So he worked with a few different sources to find capital for this client. The deal went through in 24 hours and it paid about $7,000 in commission.

“I WAS LIKE, ‘THIS IS AWESOME’”

“I didn’t have any money and I was like, ‘this is awesome,’” Feinberg said. “So I [kept] making 400 calls a day, knowing that this could potentially change my life.”

And it did. After a year, Feinberg’s company, Everlasting Capital, made $110,000 in commissions and $3.5 million in volume. Within that first year, he also hired three people and moved from the basement of the pawn shop in Rochester, NH to a 600 square foot office in the same town. (The current office is also in Rochester, but in a larger space.)

ECC Current Office
The company’s current Rochester, NH headquarters

This lightning fast trajectory is by no means common. That’s why Everlasting Capital made it onto 2017’s Inc. 500 list, the iconic list of America’s fastest growing private companies.
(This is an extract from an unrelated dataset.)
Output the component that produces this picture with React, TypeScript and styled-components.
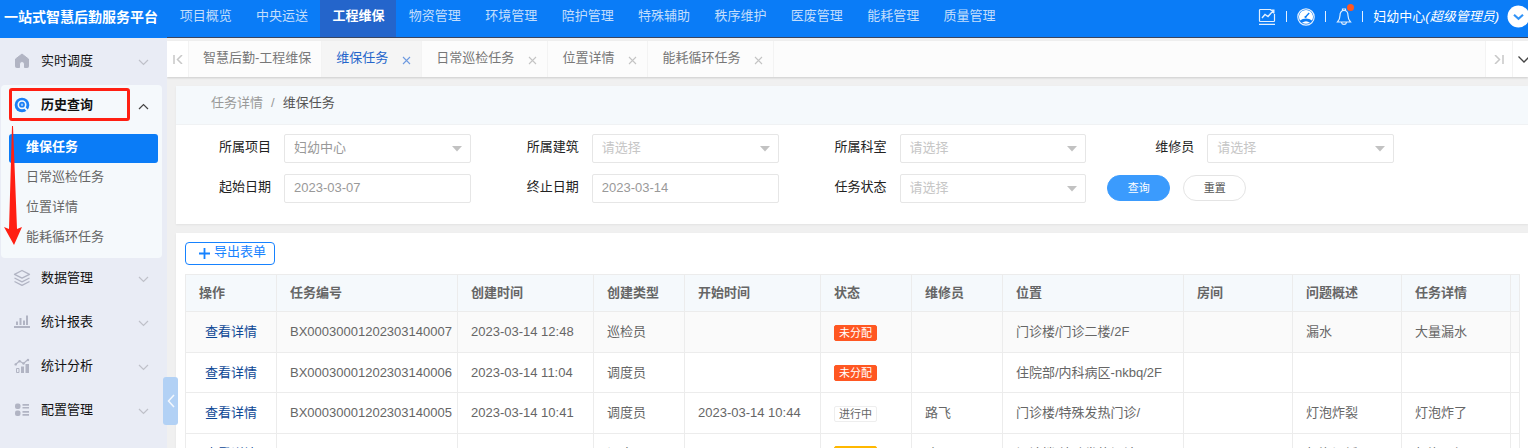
import React from 'react';
import styled, { createGlobalStyle, css } from 'styled-components';

const GlobalStyle = createGlobalStyle`
  * { box-sizing: border-box; }
  html, body, #root { height: 100%; }
  body {
    margin: 0;
    font-family: "Liberation Sans", "Noto Sans CJK SC", sans-serif;
    font-size: 13px;
    line-height: 20px;
    color: #666;
    background: #f0f0f0;
  }
  a { color: inherit; text-decoration: none; }
  button, input, select { font: inherit; }
  ul { margin: 0; padding: 0; list-style: none; }
  svg { display: block; flex: none; }
`;

const Shell = styled.div`
  display: grid;
  grid-template-columns: 167px minmax(0, 1fr);
  height: 100vh;
  overflow: hidden;
`;

/* ---------- Sidebar ---------- */

const Sidebar = styled.aside`
  position: relative;
  display: flex;
  flex-direction: column;
  background: #e9ecf5;
`;

const Brand = styled.h1`
  flex: none;
  height: 38px;
  margin: 0;
  padding-left: 4px;
  line-height: 34px;
  font-size: 14px;
  font-weight: 700;
  white-space: nowrap;
  color: #fff;
  background: #0a7cf7;
`;

const Menu = styled.ul`
  padding: 1px 5px 0 1px;
`;

const MenuGroup = styled.li<{ $open?: boolean }>`
  position: relative;
  border-radius: 4px;
  ${p => p.$open && css`
    margin: 2px 0 -2px;
    padding-bottom: 4px;
    background: #f5f9fc;
  `}
`;

const MenuToggle = styled.button<{ $open?: boolean }>`
  display: flex;
  align-items: center;
  width: 100%;
  height: ${p => (p.$open ? 40 : 44)}px;
  padding: 0 13px 0 12px;
  border: 0;
  background: none;
  color: #111;
  font-weight: ${p => (p.$open ? 700 : 400)};
  text-align: left;
  > span { flex: 1; padding-left: 10px; }
  > svg:last-child { margin-top: 2px; }
`;

const SubMenu = styled.ul`
  padding: 9px 4px 0 8px;
`;

const SubLink = styled.a<{ $active?: boolean }>`
  display: block;
  height: 30px;
  padding-left: 17px;
  line-height: 26px;
  border-radius: 3px;
  color: #666;
  ${p => p.$active && css`
    height: 29px;
    color: #fff;
    font-weight: 700;
    background: #0a7cf7;
  `}
`;

const SubItem = styled.li`
  height: 30px;
`;

const CollapseHandle = styled.button`
  position: absolute;
  top: 377px;
  right: -11px;
  z-index: 2;
  display: grid;
  place-items: center;
  width: 15px;
  height: 48px;
  padding: 0;
  border: 0;
  border-radius: 3px;
  background: #b2d1f5;
`;

const HighlightFrame = styled.span`
  position: absolute;
  top: 3px;
  left: 8px;
  width: 121px;
  height: 33px;
  border: 3px solid #ff1f12;
  border-radius: 3px;
  pointer-events: none;
`;

const HighlightArrow = styled.svg`
  position: absolute;
  top: 41px;
  left: 2px;
  z-index: 1;
  pointer-events: none;
`;

/* ---------- Top bar ---------- */

const Main = styled.div`
  display: flex;
  flex-direction: column;
  min-width: 0;
  overflow: hidden;
`;

const TopBar = styled.header`
  flex: none;
  display: flex;
  justify-content: space-between;
  height: 38px;
  border-bottom: 1px solid #3a4560;
  background: #0a7cf7;
`;

const TopNav = styled.nav`
  display: grid;
  grid-auto-flow: column;
  grid-auto-columns: minmax(76px, 5vw);
`;

const TopLink = styled.a<{ $active?: boolean }>`
  line-height: 31px;
  padding-left: 1px;
  text-align: center;
  white-space: nowrap;
  color: ${p => (p.$active ? '#fff' : '#c3defc')};
  font-weight: ${p => (p.$active ? 700 : 400)};
  background: ${p => (p.$active ? '#2465cb' : 'transparent')};
`;

const UserArea = styled.div`
  display: flex;
  align-items: center;
  height: 33px;
  margin-right: -2px;
  color: #fff;
  white-space: nowrap;
`;

const IconButton = styled.button`
  position: relative;
  display: grid;
  place-items: center;
  padding: 0;
  border: 0;
  background: none;
`;

const Divider = styled.i`
  width: 1px;
  height: 11px;
  margin: 0 10px;
  background: #e4f0fe;
`;

const Badge = styled.span`
  position: absolute;
  top: -4px;
  right: -2px;
  width: 7px;
  height: 7px;
  border-radius: 50%;
  background: #ff5722;
`;

const UserName = styled.span`
  margin-right: 8px;
`;

/* ---------- Page tabs ---------- */

const TabBar = styled.div`
  flex: none;
  display: flex;
  height: 36px;
  margin-top: 3px;
  background: #fcfcfc;
  box-shadow: 0 1px 2px rgba(0, 0, 0, 0.15);
`;

const TabControl = styled.button<{ $width: number }>`
  flex: none;
  display: grid;
  place-items: center;
  width: ${p => p.$width}px;
  padding: 0;
  border: 0;
  border-right: 1px solid #f3f3f3;
  background: #fff;
`;

const TabEnd = styled.div`
  display: flex;
  margin: 0 -7px 0 auto;
  border-left: 1px solid #f3f3f3;
`;

const Tab = styled.div<{ $active?: boolean }>`
  display: flex;
  align-items: center;
  gap: 14px;
  padding: 0 10px 0 14px;
  border-right: 1px solid #f3f3f3;
  line-height: 18px;
  white-space: nowrap;
  color: ${p => (p.$active ? '#2465cb' : '#777')};
  background: ${p => (p.$active ? '#f5f5f5' : 'transparent')};
  > span { padding-bottom: 2px; }
`;

const TabClose = styled.button<{ $active?: boolean }>`
  padding: 3px 0 0;
  border: 0;
  background: none;
  color: ${p => (p.$active ? '#6f9be0' : '#c4c4c4')};
`;

/* ---------- Content ---------- */

const Content = styled.main`
  flex: 1;
  display: flex;
  flex-direction: column;
  gap: 9px;
  min-height: 0;
  padding: 9px 0 0 9px;
`;

const Card = styled.section<{ $fill?: boolean }>`
  flex: ${p => (p.$fill ? '1 0 auto' : 'none')};
  background: #fff;
  box-shadow: 0 1px 2px rgba(0, 0, 0, 0.06);
`;

const Breadcrumb = styled.nav`
  display: flex;
  gap: 8px;
  height: 39px;
  padding-left: 35px;
  line-height: 34px;
  border-bottom: 1px solid #f0f2f4;
  color: #999;
  background: #f5f9fc;
  > span:last-child { color: #555; }
`;

const FilterForm = styled.form`
  display: grid;
  grid-template-columns: repeat(4, minmax(0, 1fr));
  row-gap: 11px;
  padding: 9px 121px 21px 0;
`;

const Field = styled.div`
  display: grid;
  grid-template-columns: 95px minmax(0, 1fr);
  column-gap: 13px;
  padding-right: 13px;
`;

const Label = styled.label`
  line-height: 26px;
  text-align: right;
  color: #222;
`;

const SelectBox = styled.div`
  position: relative;
  > svg { position: absolute; top: 12px; right: 9px; pointer-events: none; }
`;

const control = css`
  display: block;
  width: 100%;
  height: 29px;
  padding: 0 9px 2px;
  border: 1px solid #e6e6e6;
  border-radius: 2px;
  outline: 0;
  background: #fff;
`;

const Select = styled.select<{ $filled?: boolean }>`
  ${control}
  appearance: none;
  color: ${p => (p.$filled ? '#999' : '#c6c6c6')};
`;

const DateInput = styled.input`
  ${control}
  color: #999;
`;

const Actions = styled.div`
  display: flex;
  align-items: flex-start;
  gap: 13px;
  padding: 1px 0 0 8px;
`;

const PillButton = styled.button<{ $primary?: boolean }>`
  width: 63px;
  height: 26px;
  padding: 0;
  border: 1px solid ${p => (p.$primary ? '#3b9bfd' : '#e4e4e4')};
  border-radius: 13px;
  font-size: 11px;
  color: ${p => (p.$primary ? '#fff' : '#555')};
  background: ${p => (p.$primary ? '#3b9bfd' : '#fff')};
`;

const TableArea = styled.div`
  padding: 9px 8px 0 9px;
`;

const ExportButton = styled.button`
  display: flex;
  align-items: center;
  gap: 4px;
  width: 90px;
  height: 23px;
  margin-bottom: 9px;
  padding: 0 0 0 13px;
  border: 1px solid #1682ff;
  border-radius: 4px;
  line-height: 18px;
  white-space: nowrap;
  color: #1682ff;
  background: #fff;
  > span { padding-bottom: 3px; }
`;

const Table = styled.table`
  width: 100%;
  table-layout: fixed;
  border-collapse: collapse;
  th, td {
    padding: 0 13px;
    border: 1px solid #ececec;
    text-align: left;
    white-space: nowrap;
    overflow: hidden;
  }
  th { height: 37px; background: #f5f9fc; font-weight: 700; }
  td { height: 41px; }
  tbody tr:nth-child(even) td { height: 40px; }
  tbody tr:first-child { background: #fafafa; }
`;

const DetailLink = styled.a`
  display: block;
  text-align: center;
  color: #0d4795;
`;

type Tone = 'danger' | 'plain' | 'warning';

const tones = {
  danger: css`color: #fff; background: #ff5722; border-color: #ff5722;`,
  plain: css`color: #666; background: #fff; border-color: #eee;`,
  warning: css`color: #fff; background: #ffb800; border-color: #ffb800;`,
};

const Status = styled.span<{ $tone: Tone }>`
  display: inline-block;
  height: 16px;
  padding: 0 4px;
  border: 1px solid;
  border-radius: 2px;
  font-size: 11px;
  line-height: 14px;
  vertical-align: middle;
  ${p => tones[p.$tone]}
`;

/* ---------- Icons ---------- */

const Chevron = ({ up }: { up?: boolean }) => (
  <svg width="11" height="7" viewBox="0 0 11 7" fill="none" stroke={up ? '#444' : '#bfc1c9'} strokeWidth="1.2">
    <path d={up ? 'M1 6 5.500 1.500 10 6' : 'M1 1 5.500 5.500 10 1'} />
  </svg>
);

const Caret = () => (
  <svg width="10" height="6" viewBox="0 0 10 6" fill="#c2c2c2"><path d="M0 0h10L5 5.500z" /></svg>
);

const Cross = () => (
  <svg width="9" height="9" viewBox="0 0 9 9" stroke="currentColor" strokeWidth="1.100"><path d="M1 1l7 7M8 1 1 8" /></svg>
);

const HomeIcon = () => (
  <svg width="18" height="18" viewBox="0 0 18 18" fill="#b1b4c3">
    <path d="M9 2 2.500 7v7.500q0 1 1 1H6.500V12a2.500 2.500 0 0 1 5 0v3.500h3q1 0 1-1V7z" stroke="#b1b4c3" strokeLinejoin="round" />
  </svg>
);

const SearchIcon = () => (
  <svg width="18" height="18" viewBox="0 0 18 18" fill="none">
    <circle cx="9" cy="9" r="7.300" fill="#1b7ff5" />
    <circle cx="9" cy="8.700" r="3.700" stroke="#f5f9fc" strokeWidth="1.600" />
    <circle cx="9" cy="8.700" r="1.200" fill="#9cc8fb" />
    <path d="m11.500 11.300 3.500 4" stroke="#f5f9fc" strokeWidth="1.800" />
  </svg>
);

const LayersIcon = () => (
  <svg width="18" height="18" viewBox="0 0 18 18" fill="none" stroke="#b1b4c3" strokeWidth="1.300" strokeLinejoin="round">
    <path d="M9 1.500 16.500 5.300 9 9.200 1.500 5.300zM1.500 9 9 12.800 16.500 9M1.500 12.500 9 16.300l7.500-3.800" />
  </svg>
);

const BarsIcon = () => (
  <svg width="18" height="18" viewBox="0 0 18 18" fill="#b1b4c3">
    <path d="M1 13h16v2H1zM3 8.500h2v3.500H3zM6.500 5h2v7h-2zM10 7.500h2V12h-2zM13 2.500h2V12h-2z" />
  </svg>
);

const TrendIcon = () => (
  <svg width="18" height="18" viewBox="0 0 18 18" fill="#b1b4c3">
    <path d="M2.500 7.500 6.500 4l4 2.500 4.500-4" fill="none" stroke="#b1b4c3" strokeWidth="1.100" />
    <circle cx="2.700" cy="7.400" r="1.200" /><circle cx="6.600" cy="4.200" r="1.200" />
    <circle cx="10.500" cy="6.500" r="1.200" /><circle cx="15" cy="3" r="1.200" />
    <path d="M3.500 11.500h2.500v4H3.500z" fill="none" stroke="#b1b4c3" />
    <path d="M8 9.500h3V16H8zM12.500 7H16v9h-3.500z" />
  </svg>
);

const ConfigIcon = () => (
  <svg width="18" height="18" viewBox="0 0 18 18" fill="#b1b4c3">
    <rect x="2" y="2.500" width="5.500" height="5.500" rx="2" /><rect x="2" y="9.500" width="5.500" height="5.500" rx="2" />
    <path d="M9.500 3h6.500v1.700H9.500zM9.500 6h6.500v1.500H9.500zM9.500 10h6.500v1.700H9.500zM9.500 13h6.500v1.700H9.500z" />
  </svg>
);

const ChartIcon = () => (
  <svg width="18" height="18" viewBox="0 0 18 18" fill="none" stroke="#e2effe" strokeWidth="1.200">
    <path d="M13 1.500H2.200q-.7 0-.7.700v10.600q0 .7.700.7h13.600q.7 0 .7-.7V6M1 16.300h16" />
    <path d="m4 10 3-3.500 3 2 5.300-5.800M12.500 2.300h3.300v3.200" strokeWidth="1.400" />
  </svg>
);

const GaugeIcon = () => (
  <svg width="18" height="18" viewBox="0 0 18 18" fill="none">
    <circle cx="9" cy="9" r="8.200" stroke="#e2effe" strokeWidth="1.200" />
    <path d="M3 12.500A7 7 0 1 1 15 12.500Q12.500 10.500 9 10.500T3 12.500z" fill="#fff" />
    <path d="M5 14.700q4-3 8 0-4 2.300-8 0z" fill="#fff" />
    <path d="m8.500 9 3.700-4" stroke="#0a7cf7" strokeWidth="1.400" />
    <circle cx="8.500" cy="9" r="1.100" fill="#0a7cf7" />
  </svg>
);

const BellIcon = () => (
  <svg width="16" height="18" viewBox="0 0 16 18" fill="none" stroke="#e2effe" strokeWidth="1.200">
    <path d="M8 2.500c-3 0-4 2.500-4 5 0 3.500-.8 4.500-2.500 6.500h13C12.800 12 12 11 12 7.500c0-2.500-1-5-4-5zM6.500 2.300V1h3v1.300M5.500 14.300c.5 2.700 4.500 2.700 5 0" />
  </svg>
);

const AvatarIcon = () => (
  <svg width="23" height="23" viewBox="0 0 23 23">
    <circle cx="11.500" cy="11.500" r="11" fill="#fff" />
    <path d="m7 9.700 4.500 4 4.500-4" fill="none" stroke="#3193f7" strokeWidth="2.200" />
  </svg>
);

/* ---------- Data ---------- */

const topItems = ['项目概览', '中央运送', '工程维保', '物资管理', '环境管理', '陪护管理', '特殊辅助', '秩序维护', '医废管理', '能耗管理', '质量管理'];

const tabs = ['智慧后勤-工程维保', '维保任务', '日常巡检任务', '位置详情', '能耗循环任务'];

const subItems = ['维保任务', '日常巡检任务', '位置详情', '能耗循环任务'];

const lowerGroups = [
  { name: '数据管理', icon: <LayersIcon /> },
  { name: '统计报表', icon: <BarsIcon /> },
  { name: '统计分析', icon: <TrendIcon /> },
  { name: '配置管理', icon: <ConfigIcon /> },
];

const columns: [string, number?][] = [
  ['操作', 91], ['任务编号', 181], ['创建时间', 136], ['创建类型', 91], ['开始时间', 136], ['状态', 91],
  ['维修员', 91], ['位置', 181], ['房间', 109], ['问题概述', 109], ['任务详情', 109], [''],
];

const Col = styled.col<{ $width?: number }>`
  width: ${p => (p.$width ? `${p.$width}px` : 'auto')};
`;

interface Task {
  id: string; created: string; kind: string; started?: string; status: string; tone: Tone;
  worker?: string; place: string; issue?: string; detail?: string;
}

const tasks: Task[] = [
  { id: 'BX00030001202303140007', created: '2023-03-14 12:48', kind: '巡检员', status: '未分配', tone: 'danger', place: '门诊楼/门诊二楼/2F', issue: '漏水', detail: '大量漏水' },
  { id: 'BX00030001202303140006', created: '2023-03-14 11:04', kind: '调度员', status: '未分配', tone: 'danger', place: '住院部/内科病区-nkbq/2F' },
  { id: 'BX00030001202303140005', created: '2023-03-14 10:41', kind: '调度员', started: '2023-03-14 10:44', status: '进行中', tone: 'plain', worker: '路飞', place: '门诊楼/特殊发热门诊/', issue: '灯泡炸裂', detail: '灯泡炸了' },
  { id: 'BX00030001202303140004', created: '2023-03-14 10:38', kind: '调度员', status: '已暂停', tone: 'warning', worker: '路飞', place: '门诊楼/特殊发热门诊/', issue: '灯泡闪烁', detail: '灯泡要坏了' },
];

const SelectField = ({ id, label, value }: { id: string; label: string; value?: string }) => (
  <Field>
    <Label htmlFor={id}>{label}</Label>
    <SelectBox>
      <Select id={id} $filled={!!value}><option>{value ?? '请选择'}</option></Select>
      <Caret />
    </SelectBox>
  </Field>
);

const DateField = ({ id, label, value }: { id: string; label: string; value: string }) => (
  <Field>
    <Label htmlFor={id}>{label}</Label>
    <DateInput id={id} type="text" defaultValue={value} />
  </Field>
);

export default function App() {
  return (
    <>
      <GlobalStyle />
      <Shell>
        <Sidebar>
          <Brand>一站式智慧后勤服务平台</Brand>
          <Menu>
            <MenuGroup>
              <MenuToggle><HomeIcon /><span>实时调度</span><Chevron /></MenuToggle>
            </MenuGroup>
            <MenuGroup $open>
              <MenuToggle $open aria-expanded="true"><SearchIcon /><span>历史查询</span><Chevron up /></MenuToggle>
              <SubMenu>
                {subItems.map((name, i) => (
                  <SubItem key={name}><SubLink href="#" $active={i === 0}>{name}</SubLink></SubItem>
                ))}
              </SubMenu>
              <HighlightFrame />
              <HighlightArrow width="20" height="119" viewBox="0 0 20 119" fill="#ff1f12">
                <path d="M9 0h1l4 103 5-2-8 18L1 101l5 2z" />
              </HighlightArrow>
            </MenuGroup>
            {lowerGroups.map(g => (
              <MenuGroup key={g.name}>
                <MenuToggle>{g.icon}<span>{g.name}</span><Chevron /></MenuToggle>
              </MenuGroup>
            ))}
          </Menu>
          <CollapseHandle aria-label="收起菜单">
            <svg width="8" height="14" viewBox="0 0 8 14" fill="none" stroke="#f4f8fd" strokeWidth="1.500"><path d="M7 1 1.500 7 7 13" /></svg>
          </CollapseHandle>
        </Sidebar>

        <Main>
          <TopBar>
            <TopNav>
              {topItems.map((name, i) => <TopLink key={name} href="#" $active={i === 2}>{name}</TopLink>)}
            </TopNav>
            <UserArea>
              <IconButton aria-label="数据图表"><ChartIcon /></IconButton>
              <Divider />
              <IconButton aria-label="仪表盘"><GaugeIcon /></IconButton>
              <Divider />
              <IconButton aria-label="消息"><BellIcon /><Badge /></IconButton>
              <Divider />
              <UserName>妇幼中心<em>(超级管理员)</em></UserName>
              <IconButton aria-label="账户菜单"><AvatarIcon /></IconButton>
            </UserArea>
          </TopBar>

          <TabBar>
            <TabControl $width={22} aria-label="向左">
              <svg width="10" height="9" viewBox="0 0 10 9" fill="none" stroke="#c8c8c8" strokeWidth="1.500"><path d="M1 0v9M9 0 4.500 4.500 9 9" /></svg>
            </TabControl>
            {tabs.map((name, i) => (
              <Tab key={name} $active={i === 1}>
                <span>{name}</span>
                {i > 0 && <TabClose $active={i === 1} aria-label={`关闭${name}`}><Cross /></TabClose>}
              </Tab>
            ))}
            <TabEnd>
              <TabControl $width={27} aria-label="向右">
                <svg width="10" height="9" viewBox="0 0 10 9" fill="none" stroke="#c8c8c8" strokeWidth="1.500"><path d="M9 0v9M1 0l4.500 4.500L1 9" /></svg>
              </TabControl>
              <TabControl $width={22} aria-label="标签操作">
                <svg width="12" height="7" viewBox="0 0 12 7" fill="none" stroke="#444" strokeWidth="1.300"><path d="m.500.500 5.500 5.500 5.500-5.500" /></svg>
              </TabControl>
            </TabEnd>
          </TabBar>

          <Content>
            <Card>
              <Breadcrumb><a href="#">任务详情</a><span>/</span><span>维保任务</span></Breadcrumb>
              <FilterForm>
                <SelectField id="project" label="所属项目" value="妇幼中心" />
                <SelectField id="building" label="所属建筑" />
                <SelectField id="office" label="所属科室" />
                <SelectField id="worker" label="维修员" />
                <DateField id="from" label="起始日期" value="2023-03-07" />
                <DateField id="to" label="终止日期" value="2023-03-14" />
                <SelectField id="status" label="任务状态" />
                <Actions>
                  <PillButton type="button" $primary>查询</PillButton>
                  <PillButton type="reset">重置</PillButton>
                </Actions>
              </FilterForm>
            </Card>

            <Card $fill>
              <TableArea>
                <ExportButton>
                  <svg width="11" height="11" viewBox="0 0 11 11" stroke="#1682ff" strokeWidth="1.800"><path d="M5.500 0v11M0 5.500h11" /></svg>
                  <span>导出表单</span>
                </ExportButton>
                <Table>
                  <colgroup>{columns.map(([name, w]) => <Col key={name} $width={w} />)}</colgroup>
                  <thead>
                    <tr>{columns.map(([name]) => <th key={name} scope="col">{name}</th>)}</tr>
                  </thead>
                  <tbody>
                    {tasks.map(t => (
                      <tr key={t.id}>
                        <td><DetailLink href="#">查看详情</DetailLink></td>
                        <td>{t.id}</td>
                        <td>{t.created}</td>
                        <td>{t.kind}</td>
                        <td>{t.started}</td>
                        <td><Status $tone={t.tone}>{t.status}</Status></td>
                        <td>{t.worker}</td>
                        <td>{t.place}</td>
                        <td />
                        <td>{t.issue}</td>
                        <td>{t.detail}</td>
                        <td />
                      </tr>
                    ))}
                  </tbody>
                </Table>
              </TableArea>
            </Card>
          </Content>
        </Main>
      </Shell>
    </>
  );
}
By year two, Everlasting Capital earned $640,000 in commissions, generating $14 million in volume, and by year three it earned $1.6 million in commissions with $18 million in volume. Ultimately, over a three year period ending in 2016, Everlasting Capital experienced 1,361 percent growth, placing them at No. 323 on the Inc. 500 list.

How did they do it? Feinberg said that creating a company and an office environment that employees enjoy is really critical, as is recognizing employees for their hard work.

“As long as we hit our goals which we have every year,” Feinberg said, “we take our company on a trip at the end of each year.” (Trips have included Las Vegas and Puerto Rico.)

More specifically, Feinberg said that the company’s success had a lot to do with building relationships with senior level people at top funding companies like Pearl Capital and BFS Capital. These relationships gave them higher [approved] volume, better buy rates and the ability to pay out good commissions to ISOs.

“This opened up a whole new aspect of our company,” Feinberg said. “Now, in addition to working with direct clients, we had an ISO division as well.”

But Feinberg said he wanted to create a reputable company to ensure that ISOs could feel comfortable working with them, knowing that Everlasting Capital was not backdooring their deals. So they created a portal for ISOs, called EverHub, which allows them to track their deals at every step along the way.

“We had to think outside the box to come up with a platform that was completely transparent and made it viable to work with another broker to get deals done,” Feinberg said.

“WE WANTED TO SEE IF QUANTITY WOULD INCREASE SALES. COME TO FIND OUT, IT’S MORE QUALITY THAN QUANTITY”

There have definitely been hurdles along the way – most notably, employee retention.

Josh Feinstein and Will Murphy
Everlasting Capital Corporation COO Will Murphy and CEO Josh Feinstein

“We hired and fired about 20 people in the second year,” Feinberg said. “We wanted to see if quantity would increase sales. Come to find out, it’s more quality than quantity.”

Partnership has been another challenge. The leadership team at Everlasting Capital is now Feinberg and Murphy. Feinberg’s brother, who was Murphy’s initial partner at the pawn shop (which has since been sold), is no longer involved in it.

Feinberg said that what makes for a good partnership is communication, early and often. And being able to hold partners accountable for different responsibilities.

“Partnerships are tough in business – they tend to get a little hairy, a little crazy at times,” Murphy said.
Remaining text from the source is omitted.